Collected data:
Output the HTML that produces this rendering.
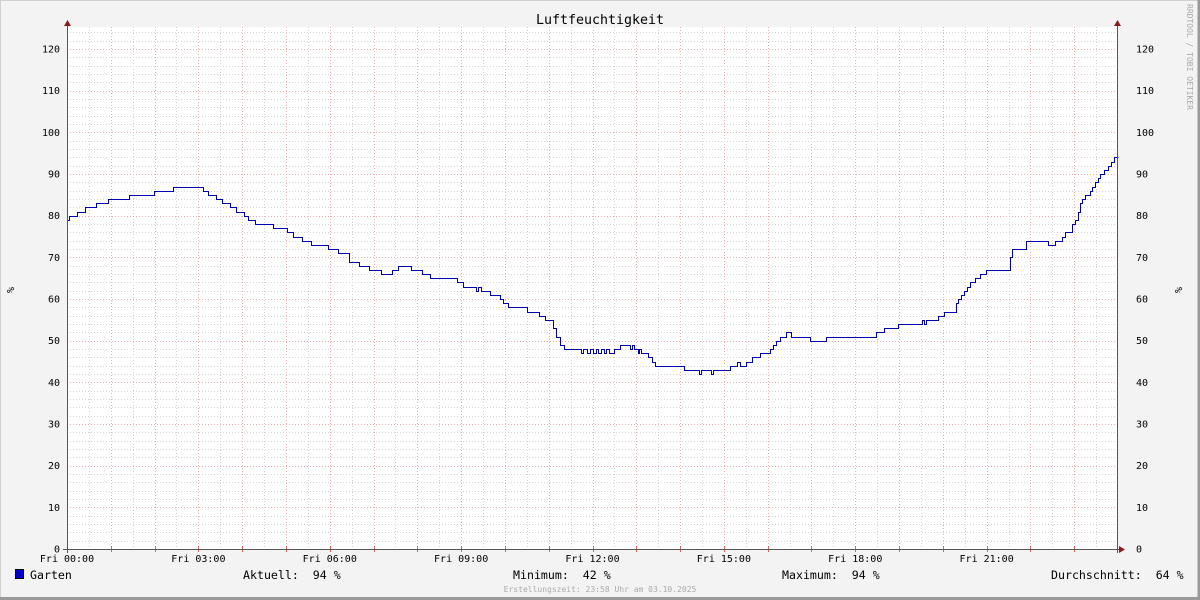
<!DOCTYPE html>
<html><head><meta charset="utf-8"><style>
html,body{margin:0;padding:0;background:#f3f3f3}
svg{display:block}
text{font-family:"DejaVu Sans Mono","Liberation Mono",monospace}
</style></head><body>
<svg id="s" width="1200" height="600" xmlns="http://www.w3.org/2000/svg">
<rect x="0" y="0" width="1200" height="600" fill="#f3f3f3"/>
<path d="M0.5 600V0.5H1199.5" stroke="#d0d0d0" fill="none"/>
<path d="M0 598.5H1199V0" stroke="#9a9a9a" stroke-width="3" fill="none"/>
<rect x="67" y="27" width="1051" height="522" fill="#fff"/>
<g id="grid"></g>
<path id="data" fill="none" stroke="#0000b0" stroke-width="1" shape-rendering="crispEdges"/>
<g stroke="#555"><line x1="67.5" y1="24" x2="67.5" y2="553"/><line x1="1117.5" y1="24" x2="1117.5" y2="553"/><line x1="63" y1="549.5" x2="1122" y2="549.5"/></g>
<path d="M64 26L67.5 20L71 26Z M1114 26L1117.5 20L1121 26Z M1119 546L1125 549.5L1119 553Z" fill="#8b1a1a"/>
<text x="600" y="24" font-size="13.3" text-anchor="middle" fill="#000">Luftfeuchtigkeit</text>
<text transform="translate(1187,4) rotate(90)" font-size="8" fill="#aaa">RRDTOOL / TOBI OETIKER</text>
<text transform="translate(7,287) rotate(90)" font-size="10" fill="#000">%</text>
<text transform="translate(1175,287) rotate(90)" font-size="10" fill="#000">%</text>
<g id="lab" font-size="10" fill="#000"></g>
<rect x="15.5" y="569.5" width="8" height="9" fill="#0000cc" stroke="#000"/>
<g font-size="11.6" fill="#000">
<text x="30" y="579">Garten</text>
<text x="243" y="579" xml:space="preserve">Aktuell:  94 %</text>
<text x="513" y="579" xml:space="preserve">Minimum:  42 %</text>
<text x="782" y="579" xml:space="preserve">Maximum:  94 %</text>
<text x="1051" y="579" xml:space="preserve">Durchschnitt:  64 %</text>
</g>
<text x="600" y="592" font-size="8" fill="#aaa" text-anchor="middle">Erstellungszeit: 23:58 Uhr am 03.10.2025</text>
</svg>
<script>
var NS="http://www.w3.org/2000/svg",g=document.getElementById('grid'),lab=document.getElementById('lab');
function el(p,t,a,txt){var e=document.createElementNS(NS,t);for(var k in a)e.setAttribute(k,a[k]);if(txt!=null)e.textContent=txt;p.appendChild(e);return e;}
function Y(v){return 549-v*500/120;}
var hp=1051/24;
for(var i=1;i<48;i++){var x=Math.round(67+i*hp/2)+0.5;var maj=i%2==0;
 el(g,'line',{x1:x,y1:27,x2:x,y2:549,stroke:maj?'#eab0b0':'#d4d4d4','stroke-dasharray':'1,2'});
 if(maj)el(g,'line',{x1:x,y1:546,x2:x,y2:552,stroke:'#e06060'});}
for(var v=2;v<=125;v+=2){var y=Math.round(Y(v))+0.5;var maj=v%10==0;
 el(g,'line',{x1:67,y1:y,x2:1118,y2:y,stroke:maj?'#eab0b0':'#d4d4d4','stroke-dasharray':'1,2'});}
for(var v=0;v<=120;v+=10){var y=Y(v)+3.5;el(lab,'text',{x:60,y:y,'text-anchor':'end'},''+v);el(lab,'text',{x:1136,y:y},''+v);}
var hrs=['00','03','06','09','12','15','18','21'];
for(var i=0;i<8;i++)el(lab,'text',{x:67+i*3*hp,y:562,'text-anchor':'middle'},'Fri '+hrs[i]+':00');
var d=[[67,79],[69,80],[77,81],[85,82],[96,83],[108,84],[129,85],[154,86],[173,87],[203,86],[208,85],[216,84],[222,83],[230,82],[236,81],[244,80],[248,79],[255,78],[273,77],[287,76],[293,75],[302,74],[311,73],[328,72],[338,71],[349,69],[359,68],[369,67],[381,66],[392,67],[398,68],[411,67],[422,66],[430,65],[457,64],[463,63],[476,62],[478,63],[481,62],[490,61],[500,60],[503,59],[508,58],[527,57],[539,56],[545,55],[553,53],[556,51],[560,49],[564,48],[581,47],[583,48],[587,47],[590,48],[593,47],[596,48],[598,47],[601,48],[604,47],[606,48],[609,47],[614,48],[620,49],[630,48],[632,49],[634,48],[638,47],[639,48],[641,47],[648,46],[652,45],[655,44],[684,43],[699,42],[701,43],[711,42],[713,43],[730,44],[737,45],[740,44],[746,45],[752,46],[760,47],[770,48],[773,49],[776,50],[780,51],[786,52],[791,51],[810,50],[826,51],[876,52],[884,53],[898,54],[922,55],[924,54],[926,55],[938,56],[944,57],[956,59],[958,60],[961,61],[964,62],[967,63],[970,64],[975,65],[980,66],[986,67],[1010,70],[1012,72],[1026,74],[1048,73],[1055,74],[1062,75],[1065,76],[1072,78],[1075,79],[1078,81],[1080,83],[1082,84],[1085,85],[1090,86],[1092,87],[1095,88],[1098,89],[1100,90],[1104,91],[1108,92],[1111,93],[1114,94],[1118,94]];
function R(y){return (Math.round(y)+0.5).toFixed(1);}
var p='M'+(d[0][0]+0.5)+' '+R(Y(d[0][1]));
for(var i=1;i<d.length;i++){p+=' H'+(d[i][0]+0.5)+' V'+R(Y(d[i][1]));}
document.getElementById('data').setAttribute('d',p);
</script>
</body></html>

Request: Return the listing above word for word, with the pictures removed.

Result of the exercise:
Output the HTML that produces this rendering.
<!DOCTYPE html>
<html><head><meta charset="utf-8"><style>
html,body{margin:0;padding:0;background:#f3f3f3}
svg{display:block}
text{font-family:"DejaVu Sans Mono","Liberation Mono",monospace}
</style></head><body>
<svg id="s" width="1200" height="600" xmlns="http://www.w3.org/2000/svg">
<rect x="0" y="0" width="1200" height="600" fill="#f3f3f3"/>
<path d="M0.5 600V0.5H1199.5" stroke="#d0d0d0" fill="none"/>
<path d="M0 598.5H1199V0" stroke="#9a9a9a" stroke-width="3" fill="none"/>
<rect x="67" y="27" width="1051" height="522" fill="#fff"/>
<g id="grid"></g>
<path id="data" fill="none" stroke="#0000b0" stroke-width="1" shape-rendering="crispEdges"/>
<g stroke="#555"><line x1="67.5" y1="24" x2="67.5" y2="553"/><line x1="1117.5" y1="24" x2="1117.5" y2="553"/><line x1="63" y1="549.5" x2="1122" y2="549.5"/></g>
<path d="M64 26L67.5 20L71 26Z M1114 26L1117.5 20L1121 26Z M1119 546L1125 549.5L1119 553Z" fill="#8b1a1a"/>
<text x="600" y="24" font-size="13.3" text-anchor="middle" fill="#000">Luftfeuchtigkeit</text>
<text transform="translate(1187,4) rotate(90)" font-size="8" fill="#aaa">RRDTOOL / TOBI OETIKER</text>
<text transform="translate(7,287) rotate(90)" font-size="10" fill="#000">%</text>
<text transform="translate(1175,287) rotate(90)" font-size="10" fill="#000">%</text>
<g id="lab" font-size="10" fill="#000"></g>
<rect x="15.5" y="569.5" width="8" height="9" fill="#0000cc" stroke="#000"/>
<g font-size="11.6" fill="#000">
<text x="30" y="579">Garten</text>
<text x="243" y="579" xml:space="preserve">Aktuell:  94 %</text>
<text x="513" y="579" xml:space="preserve">Minimum:  42 %</text>
<text x="782" y="579" xml:space="preserve">Maximum:  94 %</text>
<text x="1051" y="579" xml:space="preserve">Durchschnitt:  64 %</text>
</g>
<text x="600" y="592" font-size="8" fill="#aaa" text-anchor="middle">Erstellungszeit: 23:58 Uhr am 03.10.2025</text>
</svg>
<script>
var NS="http://www.w3.org/2000/svg",g=document.getElementById('grid'),lab=document.getElementById('lab');
function el(p,t,a,txt){var e=document.createElementNS(NS,t);for(var k in a)e.setAttribute(k,a[k]);if(txt!=null)e.textContent=txt;p.appendChild(e);return e;}
function Y(v){return 549-v*500/120;}
var hp=1051/24;
for(var i=1;i<48;i++){var x=Math.round(67+i*hp/2)+0.5;var maj=i%2==0;
 el(g,'line',{x1:x,y1:27,x2:x,y2:549,stroke:maj?'#eab0b0':'#d4d4d4','stroke-dasharray':'1,2'});
 if(maj)el(g,'line',{x1:x,y1:546,x2:x,y2:552,stroke:'#e06060'});}
for(var v=2;v<=125;v+=2){var y=Math.round(Y(v))+0.5;var maj=v%10==0;
 el(g,'line',{x1:67,y1:y,x2:1118,y2:y,stroke:maj?'#eab0b0':'#d4d4d4','stroke-dasharray':'1,2'});}
for(var v=0;v<=120;v+=10){var y=Y(v)+3.5;el(lab,'text',{x:60,y:y,'text-anchor':'end'},''+v);el(lab,'text',{x:1136,y:y},''+v);}
var hrs=['00','03','06','09','12','15','18','21'];
for(var i=0;i<8;i++)el(lab,'text',{x:67+i*3*hp,y:562,'text-anchor':'middle'},'Fri '+hrs[i]+':00');
var d=[[67,79],[69,80],[77,81],[85,82],[96,83],[108,84],[129,85],[154,86],[173,87],[203,86],[208,85],[216,84],[222,83],[230,82],[236,81],[244,80],[248,79],[255,78],[273,77],[287,76],[293,75],[302,74],[311,73],[328,72],[338,71],[349,69],[359,68],[369,67],[381,66],[392,67],[398,68],[411,67],[422,66],[430,65],[457,64],[463,63],[476,62],[478,63],[481,62],[490,61],[500,60],[503,59],[508,58],[527,57],[539,56],[545,55],[553,53],[556,51],[560,49],[564,48],[581,47],[583,48],[587,47],[590,48],[593,47],[596,48],[598,47],[601,48],[604,47],[606,48],[609,47],[614,48],[620,49],[630,48],[632,49],[634,48],[638,47],[639,48],[641,47],[648,46],[652,45],[655,44],[684,43],[699,42],[701,43],[711,42],[713,43],[730,44],[737,45],[740,44],[746,45],[752,46],[760,47],[770,48],[773,49],[776,50],[780,51],[786,52],[791,51],[810,50],[826,51],[876,52],[884,53],[898,54],[922,55],[924,54],[926,55],[938,56],[944,57],[956,59],[958,60],[961,61],[964,62],[967,63],[970,64],[975,65],[980,66],[986,67],[1010,70],[1012,72],[1026,74],[1048,73],[1055,74],[1062,75],[1065,76],[1072,78],[1075,79],[1078,81],[1080,83],[1082,84],[1085,85],[1090,86],[1092,87],[1095,88],[1098,89],[1100,90],[1104,91],[1108,92],[1111,93],[1114,94],[1118,94]];
function R(y){return (Math.round(y)+0.5).toFixed(1);}
var p='M'+(d[0][0]+0.5)+' '+R(Y(d[0][1]));
for(var i=1;i<d.length;i++){p+=' H'+(d[i][0]+0.5)+' V'+R(Y(d[i][1]));}
document.getElementById('data').setAttribute('d',p);
</script>
</body></html>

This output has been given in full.